§ **Aim of the exercise**
Using the data below, copy every line that contains the word "screenshot".
** START OF Source material **
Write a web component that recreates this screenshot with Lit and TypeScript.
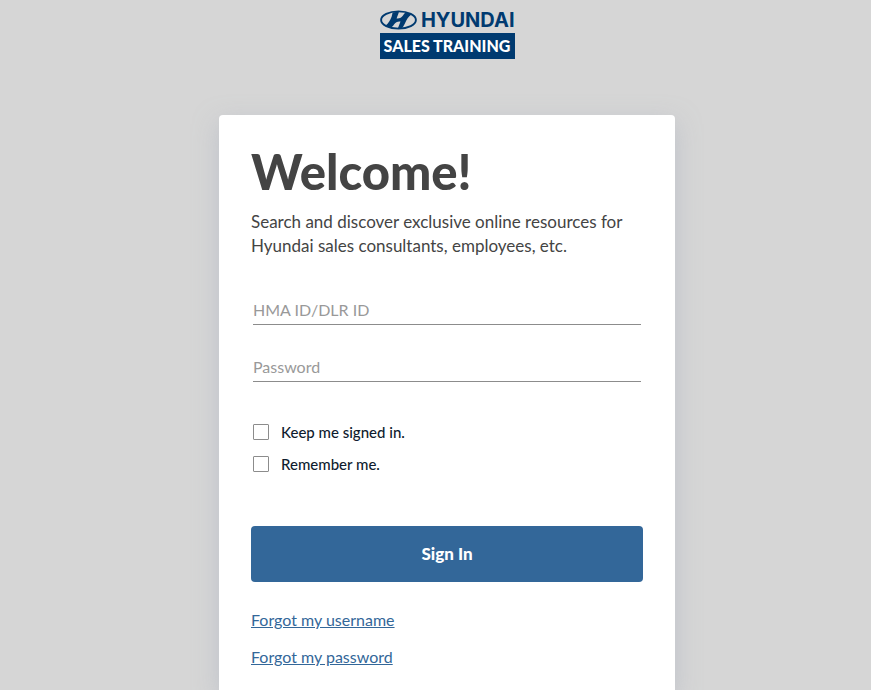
import { LitElement, html, css } from "lit";
import { customElement } from "lit/decorators.js";

@customElement("brand-logo")
class BrandLogo extends LitElement {
  static styles = css`
    :host {
      display: block;
      width: 135px;
      color: #003a70;
    }
    .top {
      display: flex;
      align-items: center;
      justify-content: space-between;
      height: 18px;
    }
    .mark {
      display: block;
      width: 37px;
      height: 20px;
    }
    .name {
      font: 700 20px/18px Inter, sans-serif;
    }
    .sub {
      margin-top: 4px;
      background: #003a70;
      color: #fff;
      font: 900 16px/26px Lato, sans-serif;
      height: 26px;
      text-align: center;
      white-space: nowrap;
    }
  `;

  render() {
    return html`
      <div class="top">
        <svg class="mark" viewBox="0 0 37 20" fill="currentColor" aria-hidden="true">
          <ellipse cx="18.5" cy="10" rx="17.4" ry="8.6" fill="none" stroke="currentColor" stroke-width="1.9" />
          <path
            d="M12.6 2.6 L19 1.6 C18.4 4.2 17.2 6.8 16.6 8.4 C19.4 8.8 21.4 7.6 23 5.4 C24.2 3.7 25 2.8 26.4 2.6 L31.4 4.6 C28.4 6.4 26.6 10 24.9 13.4 C23.6 16 22.6 17.6 21.6 18.2 L17.8 18.6 C18.8 16 19.8 13.6 20.5 11.6 C17.6 11.2 15.6 12.4 14 14.6 C12.8 16.4 12 17.4 10.6 17.5 L5.6 15.4 C8.6 13.6 10.2 10 11.6 6.8 C12.2 5.4 12.2 4 12.6 2.6 Z"
          />
        </svg>
        <span class="name">HYUNDAI</span>
      </div>
      <div class="sub">SALES TRAINING</div>
    `;
  }
}

@customElement("app-root")
class AppRoot extends LitElement {
  static styles = css`
    :host {
      display: flex;
      flex-direction: column;
      align-items: center;
      box-sizing: border-box;
      min-height: 100vh;
      padding: 11px 0 0 23px;
      overflow: hidden;
      background: #d6d6d6;
      color: #444;
      font-family: Lato, sans-serif;
    }
    .card {
      flex: 1;
      box-sizing: border-box;
      width: 100%;
      max-width: 456px;
      margin-top: 56px;
      padding: 32px 32px 20px;
      background: #fff;
      border-radius: 4px 4px 0 0;
      box-shadow: 0 8px 24px rgba(165, 173, 190, 0.5);
    }
    h1 {
      margin: 0;
      font-size: 49px;
      line-height: 48px;
      font-weight: 900;
    }
    .intro {
      margin: 15px 0 0;
      font-size: 17px;
      line-height: 24px;
    }
    .fields {
      display: grid;
      gap: 28px;
      margin: 38px 2px 0;
    }
    .field {
      box-sizing: border-box;
      width: 100%;
      height: 29px;
      padding: 0 0 2px;
      border: 0;
      border-bottom: 1px solid #8c8c8c;
      border-radius: 0;
      background: none;
      color: #444;
      font: 16px Lato, sans-serif;
    }
    .field::placeholder {
      color: #999;
      opacity: 1;
    }
    .checks {
      display: grid;
      gap: 16px;
      margin: 42px 2px 0;
    }
    .check {
      display: flex;
      align-items: center;
      gap: 12px;
      color: #0f1c2e;
      font: 500 15px/16px Lato, sans-serif;
    }
    .box {
      appearance: none;
      flex: none;
      width: 16px;
      height: 16px;
      margin: 0;
      border: 1px solid #8c8c8c;
      border-radius: 1px;
      background: #fff;
    }
    .box:checked {
      background: #336799;
    }
    .submit {
      display: block;
      width: 100%;
      height: 56px;
      margin-top: 54px;
      padding: 0 0 2px;
      border: 0;
      border-radius: 4px;
      background: #336799;
      color: #fff;
      font: 900 17px Lato, sans-serif;
      cursor: pointer;
    }
    .links {
      display: grid;
      justify-items: start;
      gap: 13px;
      margin-top: 26px;
    }
    .link {
      color: #336799;
      font-size: 16px;
      line-height: 24px;
    }
  `;

  render() {
    return html`
      <brand-logo></brand-logo>
      <main class="card">
        <h1>Welcome!</h1>
        <p class="intro">Search and discover exclusive online resources for Hyundai sales consultants, employees, etc.</p>
        <form @submit=${(e: Event) => e.preventDefault()}>
          <div class="fields">
            <input class="field" type="text" placeholder="HMA ID/DLR ID" aria-label="HMA ID/DLR ID" />
            <input class="field" type="password" placeholder="Password" aria-label="Password" />
          </div>
          <div class="checks">
            <label class="check"><input class="box" type="checkbox" />Keep me signed in.</label>
            <label class="check"><input class="box" type="checkbox" />Remember me.</label>
          </div>
          <button class="submit" type="submit">Sign In</button>
        </form>
        <nav class="links">
          <a class="link" href="#username">Forgot my username</a>
          <a class="link" href="#password">Forgot my password</a>
        </nav>
      </main>
    `;
  }
}
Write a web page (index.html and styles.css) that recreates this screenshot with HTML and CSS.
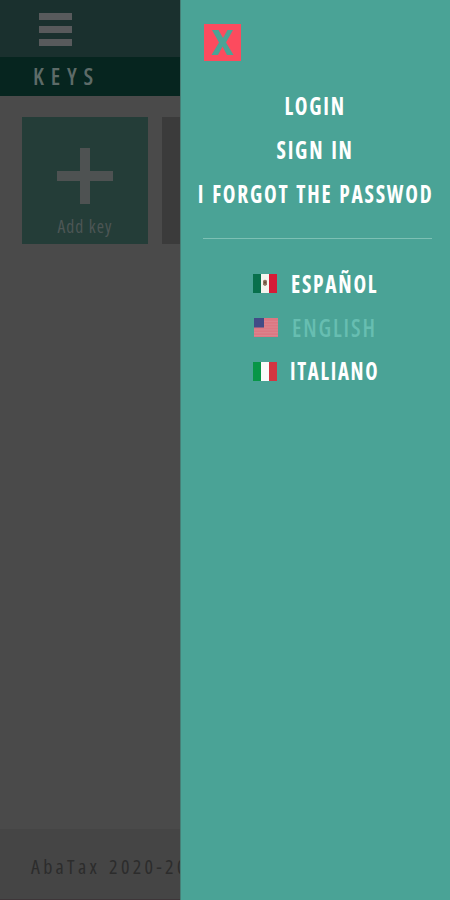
FILE: index.html
```html
<!DOCTYPE html>
<html lang="en">
<head>
<meta charset="utf-8">
<title>AbaTax</title>
<link rel="stylesheet" href="styles.css">
</head>
<body>
<div class="page">
  <header class="topbar"><div class="burger"><i></i><i></i><i></i></div></header>
  <div class="heading"><span>KEYS</span></div>
  <main class="cards">
    <div class="card add">
      <svg width="56" height="56" viewBox="0 0 56 56"><path d="M23 0h10v23h23v10H33v23H23V33H0V23h23z" fill="#4e5252"/></svg>
      <span>Add key</span>
    </div>
    <div class="card"></div>
  </main>
  <footer class="footer"><span>AbaTax 2020-2021</span></footer>
</div>
<aside class="drawer">
  <svg class="close" width="37" height="37" viewBox="0 0 37 37"><path d="M0 0h37v37H0z" fill="#fc4b5e"/><path d="M8 6h6.500l4.500 8 4.500-8H29l-7 12.500 7.500 12.500h-6.500l-4.500-8.500-4.500 8.500H7.500L15 18.500z" fill="#4aa396"/></svg>
  <nav class="menu">
    <a><span>LOGIN</span></a>
    <a><span>SIGN IN</span></a>
    <a><span>I FORGOT THE PASSWOD</span></a>
  </nav>
  <hr>
  <nav class="langs">
    <a><svg width="24" height="19" viewBox="0 0 24 20" preserveAspectRatio="none"><path d="M0 0h8v20H0z" fill="#08704c"/><path d="M8 0h8v20H8z" fill="#f4f4ee"/><path d="M16 0h8v20h-8z" fill="#d51b36"/><path d="M10 7q2-2 4 0v4q-2 3-4 0z" fill="#8e7460"/><path d="M11 8h2v2h-2z" fill="#684c38"/></svg><span>ESPAÑOL</span></a>
    <a class="current"><svg width="24" height="19" viewBox="0 0 24 20" preserveAspectRatio="none"><path d="M0 0h24v20H0z" fill="#dc7782"/><path d="M10 3.500h14M10 6.500h14M10 9.500h14M0 12.500h24M0 15.500h24M0 18.500h24" stroke="#da8790" stroke-width="1"/><path d="M0 0h10v10H0z" fill="#424b86"/></svg><span>ENGLISH</span></a>
    <a class="italian"><svg width="24" height="19" viewBox="0 0 24 20" preserveAspectRatio="none"><path d="M0 0h8v20H0z" fill="#079647"/><path d="M8 0h8v20H8z" fill="#fafafa"/><path d="M16 0h8v20h-8z" fill="#d33541"/></svg><span>ITALIANO</span></a>
  </nav>
</aside>
</body>
</html>
```
FILE: styles.css
```css
* { box-sizing: border-box; }
body { margin: 0; font-family: "Open Sans", "Noto Sans", sans-serif; font-stretch: 75%; overflow: hidden; }
span { white-space: nowrap; display: block; }
.page { height: 900px; background: #4a4a4a; display: flex; flex-direction: column; }
.topbar { height: 57px; background: #1a302e; padding: 13px 0 0 39px; }
.burger { width: 33px; display: grid; gap: 6px; }
.burger i { height: 7px; background: #585a5c; }
.heading { height: 39px; background: #06251f; color: #5d6b68; padding-left: 33px; font-size: 24px; line-height: 38px; font-weight: 600; letter-spacing: 7.200px; }
.heading span { transform: scaleX(0.95); transform-origin: left; }
.cards { flex: 1; display: flex; gap: 14px; padding: 21px 0 0 22px; }
.card { width: 126px; height: 127px; background: #3b3b3b; flex: none; }
.add { background: #243d38; display: flex; flex-direction: column; align-items: center; padding-top: 31px; }
.add span { color: #4d5655; font-size: 17.500px; line-height: 24px; margin-top: 10px; letter-spacing: 1.100px; }
.footer { height: 71px; background: #454545; border-bottom: 1px solid #3e3639; padding-left: 31px; font-size: 20px; line-height: 75px; color: #2c2c2c; letter-spacing: 3.300px; word-spacing: 2px; }
.drawer { position: absolute; top: 0; left: 180px; width: 270px; height: 900px; background: #4aa396; border-left: 1px solid #477f77; color: #fff; padding-top: 24px; }
.close { display: block; margin-left: 23px; }
.menu { margin-top: 23px; }
.menu a, .langs a { display: flex; height: 43.700px; align-items: center; justify-content: center; font-size: 24.500px; font-weight: 700; letter-spacing: 2px; word-spacing: 1.500px; }
.menu span { transform: scaleX(0.875); }
hr { border: 0; height: 1px; background: #7dc0b4; margin: 23px 18px 0 22px; }
.langs { margin-top: 23px; }
.langs a { justify-content: flex-start; padding-left: 72px; gap: 14px; }
.langs span { transform: scaleX(0.875); transform-origin: left; }
.langs .current { color: #67beb1; padding-left: 73px; font-weight: 600; }
.langs .current span { transform: scaleX(0.925); }
.langs .italian span { transform: scaleX(0.85); margin: -1px 0 0 -1px; }
```
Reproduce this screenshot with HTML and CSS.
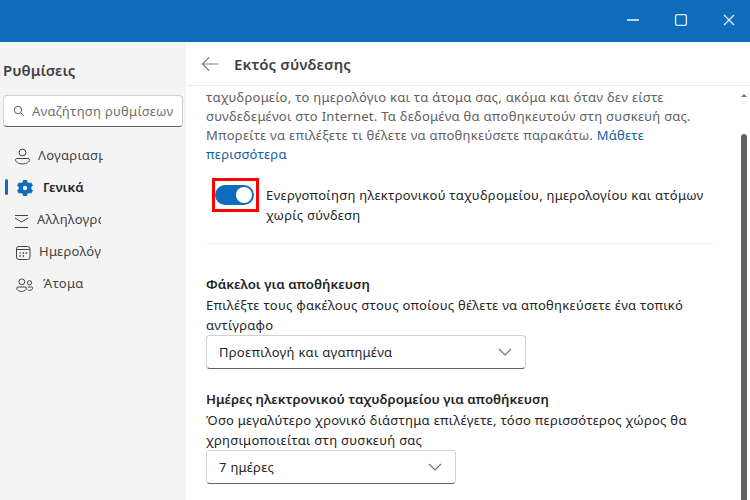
** END OF Source material **
§ **Task output**
Write a web component that recreates this screenshot with Lit and TypeScript.
Write a web page (index.html and styles.css) that recreates this screenshot with HTML and CSS.
Reproduce this screenshot with HTML and CSS.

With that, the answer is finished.